* **Aim of the exercise**: Drop the pictures, then extract the listing word for word.

══ Dataset extract ══

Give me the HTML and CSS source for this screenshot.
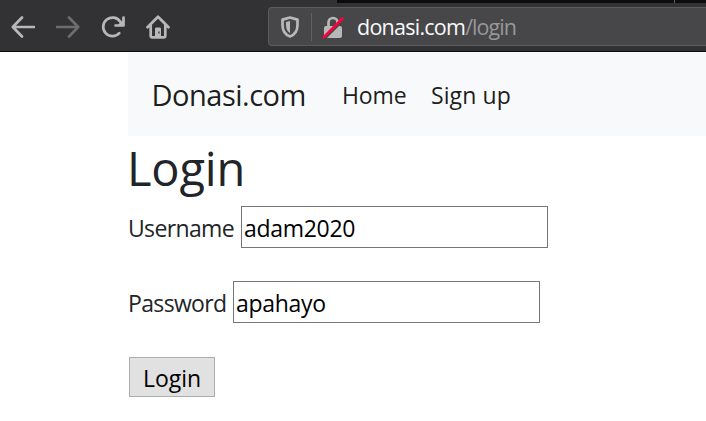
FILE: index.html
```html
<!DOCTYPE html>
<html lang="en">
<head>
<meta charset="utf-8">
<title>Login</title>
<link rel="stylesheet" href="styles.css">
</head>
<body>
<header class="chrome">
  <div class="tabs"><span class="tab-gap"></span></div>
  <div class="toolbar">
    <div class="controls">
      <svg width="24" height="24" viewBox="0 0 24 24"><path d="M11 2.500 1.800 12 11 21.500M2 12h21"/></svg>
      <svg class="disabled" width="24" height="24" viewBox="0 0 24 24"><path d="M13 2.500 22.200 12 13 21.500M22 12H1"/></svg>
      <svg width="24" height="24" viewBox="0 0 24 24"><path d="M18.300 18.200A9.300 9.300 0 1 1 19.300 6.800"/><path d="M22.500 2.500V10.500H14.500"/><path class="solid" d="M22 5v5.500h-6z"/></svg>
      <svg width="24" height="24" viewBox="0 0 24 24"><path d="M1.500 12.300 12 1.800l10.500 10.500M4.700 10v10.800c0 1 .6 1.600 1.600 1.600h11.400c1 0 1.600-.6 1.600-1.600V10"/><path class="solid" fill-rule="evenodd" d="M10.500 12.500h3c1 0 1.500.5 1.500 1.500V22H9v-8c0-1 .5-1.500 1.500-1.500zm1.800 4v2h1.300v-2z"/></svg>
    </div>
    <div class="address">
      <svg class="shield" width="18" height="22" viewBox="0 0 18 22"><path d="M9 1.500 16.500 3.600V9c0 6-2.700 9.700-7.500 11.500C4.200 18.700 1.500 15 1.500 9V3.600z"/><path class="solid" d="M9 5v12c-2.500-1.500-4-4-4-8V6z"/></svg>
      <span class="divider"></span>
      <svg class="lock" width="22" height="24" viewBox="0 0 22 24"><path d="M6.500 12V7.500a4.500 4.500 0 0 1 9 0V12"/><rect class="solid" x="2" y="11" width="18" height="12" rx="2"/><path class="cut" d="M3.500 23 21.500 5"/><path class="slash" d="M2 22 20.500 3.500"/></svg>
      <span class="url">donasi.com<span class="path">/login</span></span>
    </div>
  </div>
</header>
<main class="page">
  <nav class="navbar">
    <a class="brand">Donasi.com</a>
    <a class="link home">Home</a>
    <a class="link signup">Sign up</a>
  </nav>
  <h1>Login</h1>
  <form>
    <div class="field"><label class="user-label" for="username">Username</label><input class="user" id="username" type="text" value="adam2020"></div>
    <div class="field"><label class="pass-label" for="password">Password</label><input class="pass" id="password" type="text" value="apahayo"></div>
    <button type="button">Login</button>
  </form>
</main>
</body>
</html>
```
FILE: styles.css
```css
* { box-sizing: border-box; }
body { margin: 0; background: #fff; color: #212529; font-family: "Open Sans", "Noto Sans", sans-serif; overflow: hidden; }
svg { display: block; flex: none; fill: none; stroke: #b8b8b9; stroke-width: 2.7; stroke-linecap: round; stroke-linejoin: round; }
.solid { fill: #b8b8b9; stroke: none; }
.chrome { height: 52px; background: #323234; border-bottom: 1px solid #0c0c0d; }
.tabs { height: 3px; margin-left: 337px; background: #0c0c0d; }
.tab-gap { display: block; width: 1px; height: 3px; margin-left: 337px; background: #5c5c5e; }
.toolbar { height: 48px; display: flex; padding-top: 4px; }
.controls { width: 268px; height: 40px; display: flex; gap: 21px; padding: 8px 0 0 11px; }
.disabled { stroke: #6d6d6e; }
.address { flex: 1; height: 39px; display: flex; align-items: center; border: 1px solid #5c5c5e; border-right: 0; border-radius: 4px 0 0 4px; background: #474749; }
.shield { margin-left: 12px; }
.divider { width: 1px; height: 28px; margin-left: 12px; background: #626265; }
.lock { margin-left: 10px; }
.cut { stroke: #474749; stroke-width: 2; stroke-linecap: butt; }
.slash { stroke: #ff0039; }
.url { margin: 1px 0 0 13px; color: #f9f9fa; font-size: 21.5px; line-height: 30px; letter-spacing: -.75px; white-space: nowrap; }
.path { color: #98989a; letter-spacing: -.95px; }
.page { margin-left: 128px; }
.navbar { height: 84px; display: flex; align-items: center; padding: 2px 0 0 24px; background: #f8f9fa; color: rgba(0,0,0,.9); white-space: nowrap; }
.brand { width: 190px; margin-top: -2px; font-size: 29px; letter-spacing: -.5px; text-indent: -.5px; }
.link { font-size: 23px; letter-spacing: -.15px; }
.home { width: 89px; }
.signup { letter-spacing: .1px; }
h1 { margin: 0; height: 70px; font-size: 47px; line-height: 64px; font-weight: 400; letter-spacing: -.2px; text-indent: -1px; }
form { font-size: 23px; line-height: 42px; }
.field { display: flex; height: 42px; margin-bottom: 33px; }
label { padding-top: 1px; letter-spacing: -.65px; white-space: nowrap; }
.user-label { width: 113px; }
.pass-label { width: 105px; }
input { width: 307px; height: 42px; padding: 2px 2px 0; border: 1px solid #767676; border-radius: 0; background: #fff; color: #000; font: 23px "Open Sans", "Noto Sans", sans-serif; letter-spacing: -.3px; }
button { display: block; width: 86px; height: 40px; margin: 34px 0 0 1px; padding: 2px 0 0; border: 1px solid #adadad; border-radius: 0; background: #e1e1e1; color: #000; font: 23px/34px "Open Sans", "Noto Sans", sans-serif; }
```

═══

* **Exercise output**:
Give me the HTML and CSS source for this screenshot.
FILE: index.html
```html
<!DOCTYPE html>
<html lang="en">
<head>
<meta charset="utf-8">
<title>Login</title>
<link rel="stylesheet" href="styles.css">
</head>
<body>
<header class="chrome">
  <div class="tabs"><span class="tab-gap"></span></div>
  <div class="toolbar">
    <div class="controls">
      <svg width="24" height="24" viewBox="0 0 24 24"><path d="M11 2.500 1.800 12 11 21.500M2 12h21"/></svg>
      <svg class="disabled" width="24" height="24" viewBox="0 0 24 24"><path d="M13 2.500 22.200 12 13 21.500M22 12H1"/></svg>
      <svg width="24" height="24" viewBox="0 0 24 24"><path d="M18.300 18.200A9.300 9.300 0 1 1 19.300 6.800"/><path d="M22.500 2.500V10.500H14.500"/><path class="solid" d="M22 5v5.500h-6z"/></svg>
      <svg width="24" height="24" viewBox="0 0 24 24"><path d="M1.500 12.300 12 1.800l10.500 10.500M4.700 10v10.800c0 1 .6 1.600 1.600 1.600h11.400c1 0 1.600-.6 1.600-1.600V10"/><path class="solid" fill-rule="evenodd" d="M10.500 12.500h3c1 0 1.500.5 1.500 1.500V22H9v-8c0-1 .5-1.500 1.500-1.500zm1.800 4v2h1.300v-2z"/></svg>
    </div>
    <div class="address">
      <svg class="shield" width="18" height="22" viewBox="0 0 18 22"><path d="M9 1.500 16.500 3.600V9c0 6-2.700 9.700-7.500 11.500C4.200 18.700 1.500 15 1.500 9V3.600z"/><path class="solid" d="M9 5v12c-2.500-1.500-4-4-4-8V6z"/></svg>
      <span class="divider"></span>
      <svg class="lock" width="22" height="24" viewBox="0 0 22 24"><path d="M6.500 12V7.500a4.500 4.500 0 0 1 9 0V12"/><rect class="solid" x="2" y="11" width="18" height="12" rx="2"/><path class="cut" d="M3.500 23 21.500 5"/><path class="slash" d="M2 22 20.500 3.500"/></svg>
      <span class="url">donasi.com<span class="path">/login</span></span>
    </div>
  </div>
</header>
<main class="page">
  <nav class="navbar">
    <a class="brand">Donasi.com</a>
    <a class="link home">Home</a>
    <a class="link signup">Sign up</a>
  </nav>
  <h1>Login</h1>
  <form>
    <div class="field"><label class="user-label" for="username">Username</label><input class="user" id="username" type="text" value="adam2020"></div>
    <div class="field"><label class="pass-label" for="password">Password</label><input class="pass" id="password" type="text" value="apahayo"></div>
    <button type="button">Login</button>
  </form>
</main>
</body>
</html>
```
FILE: styles.css
```css
* { box-sizing: border-box; }
body { margin: 0; background: #fff; color: #212529; font-family: "Open Sans", "Noto Sans", sans-serif; overflow: hidden; }
svg { display: block; flex: none; fill: none; stroke: #b8b8b9; stroke-width: 2.7; stroke-linecap: round; stroke-linejoin: round; }
.solid { fill: #b8b8b9; stroke: none; }
.chrome { height: 52px; background: #323234; border-bottom: 1px solid #0c0c0d; }
.tabs { height: 3px; margin-left: 337px; background: #0c0c0d; }
.tab-gap { display: block; width: 1px; height: 3px; margin-left: 337px; background: #5c5c5e; }
.toolbar { height: 48px; display: flex; padding-top: 4px; }
.controls { width: 268px; height: 40px; display: flex; gap: 21px; padding: 8px 0 0 11px; }
.disabled { stroke: #6d6d6e; }
.address { flex: 1; height: 39px; display: flex; align-items: center; border: 1px solid #5c5c5e; border-right: 0; border-radius: 4px 0 0 4px; background: #474749; }
.shield { margin-left: 12px; }
.divider { width: 1px; height: 28px; margin-left: 12px; background: #626265; }
.lock { margin-left: 10px; }
.cut { stroke: #474749; stroke-width: 2; stroke-linecap: butt; }
.slash { stroke: #ff0039; }
.url { margin: 1px 0 0 13px; color: #f9f9fa; font-size: 21.5px; line-height: 30px; letter-spacing: -.75px; white-space: nowrap; }
.path { color: #98989a; letter-spacing: -.95px; }
.page { margin-left: 128px; }
.navbar { height: 84px; display: flex; align-items: center; padding: 2px 0 0 24px; background: #f8f9fa; color: rgba(0,0,0,.9); white-space: nowrap; }
.brand { width: 190px; margin-top: -2px; font-size: 29px; letter-spacing: -.5px; text-indent: -.5px; }
.link { font-size: 23px; letter-spacing: -.15px; }
.home { width: 89px; }
.signup { letter-spacing: .1px; }
h1 { margin: 0; height: 70px; font-size: 47px; line-height: 64px; font-weight: 400; letter-spacing: -.2px; text-indent: -1px; }
form { font-size: 23px; line-height: 42px; }
.field { display: flex; height: 42px; margin-bottom: 33px; }
label { padding-top: 1px; letter-spacing: -.65px; white-space: nowrap; }
.user-label { width: 113px; }
.pass-label { width: 105px; }
input { width: 307px; height: 42px; padding: 2px 2px 0; border: 1px solid #767676; border-radius: 0; background: #fff; color: #000; font: 23px "Open Sans", "Noto Sans", sans-serif; letter-spacing: -.3px; }
button { display: block; width: 86px; height: 40px; margin: 34px 0 0 1px; padding: 2px 0 0; border: 1px solid #adadad; border-radius: 0; background: #e1e1e1; color: #000; font: 23px/34px "Open Sans", "Noto Sans", sans-serif; }
```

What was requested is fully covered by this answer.